(WRITTEN REQUEST):
Starting at the first line of the listing below, repeat each line up to and including the one containing "173, 172, 162]". Leave out pictures.
====== DATASET CONTENT
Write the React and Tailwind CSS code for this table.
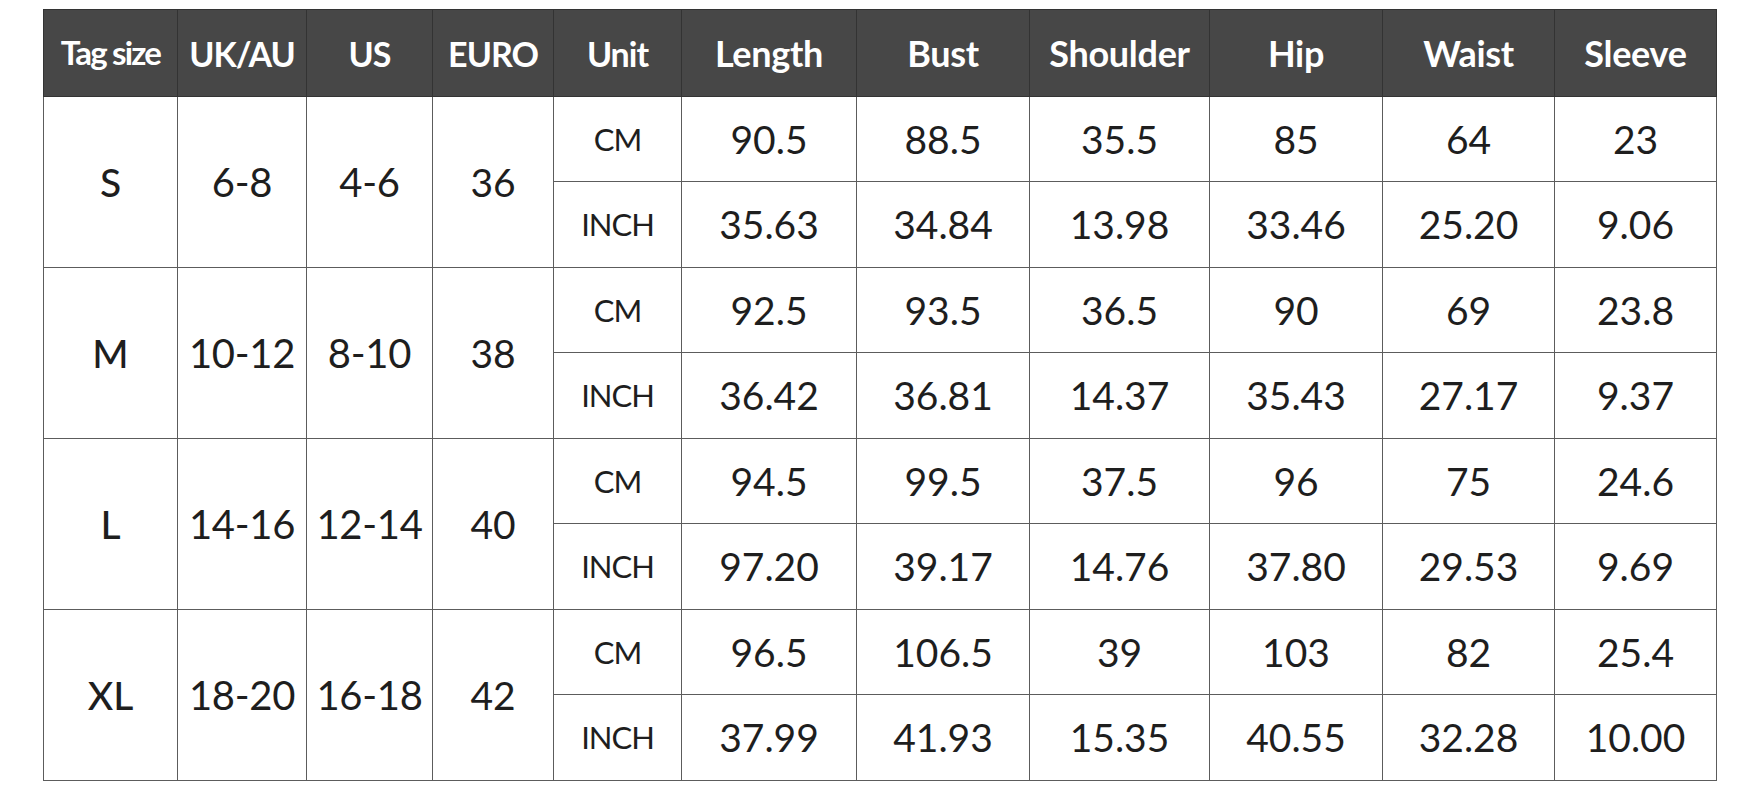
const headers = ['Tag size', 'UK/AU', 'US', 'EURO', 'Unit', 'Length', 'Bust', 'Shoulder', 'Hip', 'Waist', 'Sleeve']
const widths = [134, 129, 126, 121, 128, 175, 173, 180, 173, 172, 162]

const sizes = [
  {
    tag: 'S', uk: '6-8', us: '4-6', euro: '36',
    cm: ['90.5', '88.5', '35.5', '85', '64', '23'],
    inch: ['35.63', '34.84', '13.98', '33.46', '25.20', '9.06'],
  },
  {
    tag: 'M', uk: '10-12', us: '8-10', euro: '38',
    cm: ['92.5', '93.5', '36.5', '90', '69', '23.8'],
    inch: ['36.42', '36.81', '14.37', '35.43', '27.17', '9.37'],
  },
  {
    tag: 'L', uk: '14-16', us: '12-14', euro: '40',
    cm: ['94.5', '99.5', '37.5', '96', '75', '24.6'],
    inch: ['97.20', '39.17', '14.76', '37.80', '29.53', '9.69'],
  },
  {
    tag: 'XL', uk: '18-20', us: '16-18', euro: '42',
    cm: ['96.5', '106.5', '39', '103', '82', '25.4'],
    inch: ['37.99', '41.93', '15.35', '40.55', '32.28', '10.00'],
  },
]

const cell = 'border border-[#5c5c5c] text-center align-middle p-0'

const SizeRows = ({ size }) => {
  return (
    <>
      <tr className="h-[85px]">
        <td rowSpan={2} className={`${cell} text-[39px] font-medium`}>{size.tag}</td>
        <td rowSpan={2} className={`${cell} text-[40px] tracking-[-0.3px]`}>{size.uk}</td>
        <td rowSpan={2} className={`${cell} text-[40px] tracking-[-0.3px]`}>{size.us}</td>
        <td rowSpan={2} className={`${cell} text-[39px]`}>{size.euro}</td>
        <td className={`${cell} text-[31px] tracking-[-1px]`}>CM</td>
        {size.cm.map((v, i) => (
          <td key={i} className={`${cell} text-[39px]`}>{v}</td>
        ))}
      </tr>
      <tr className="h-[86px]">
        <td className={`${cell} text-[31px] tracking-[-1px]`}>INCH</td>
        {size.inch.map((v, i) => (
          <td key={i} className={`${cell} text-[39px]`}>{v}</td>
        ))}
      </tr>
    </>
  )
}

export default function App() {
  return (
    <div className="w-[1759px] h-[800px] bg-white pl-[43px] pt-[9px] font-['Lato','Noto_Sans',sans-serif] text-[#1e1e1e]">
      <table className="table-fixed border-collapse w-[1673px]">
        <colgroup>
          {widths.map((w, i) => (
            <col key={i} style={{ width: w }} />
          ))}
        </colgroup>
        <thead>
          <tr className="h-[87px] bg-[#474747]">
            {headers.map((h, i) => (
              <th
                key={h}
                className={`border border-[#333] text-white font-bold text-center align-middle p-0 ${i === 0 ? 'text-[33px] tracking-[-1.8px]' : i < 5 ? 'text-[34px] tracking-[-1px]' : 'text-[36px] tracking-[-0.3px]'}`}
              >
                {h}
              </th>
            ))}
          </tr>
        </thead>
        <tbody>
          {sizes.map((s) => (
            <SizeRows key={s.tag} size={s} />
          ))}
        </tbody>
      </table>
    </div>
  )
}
============
(SOLUTION TO THIS EXERCISE):
Write the React and Tailwind CSS code for this table.
const headers = ['Tag size', 'UK/AU', 'US', 'EURO', 'Unit', 'Length', 'Bust', 'Shoulder', 'Hip', 'Waist', 'Sleeve']
const widths = [134, 129, 126, 121, 128, 175, 173, 180, 173, 172, 162]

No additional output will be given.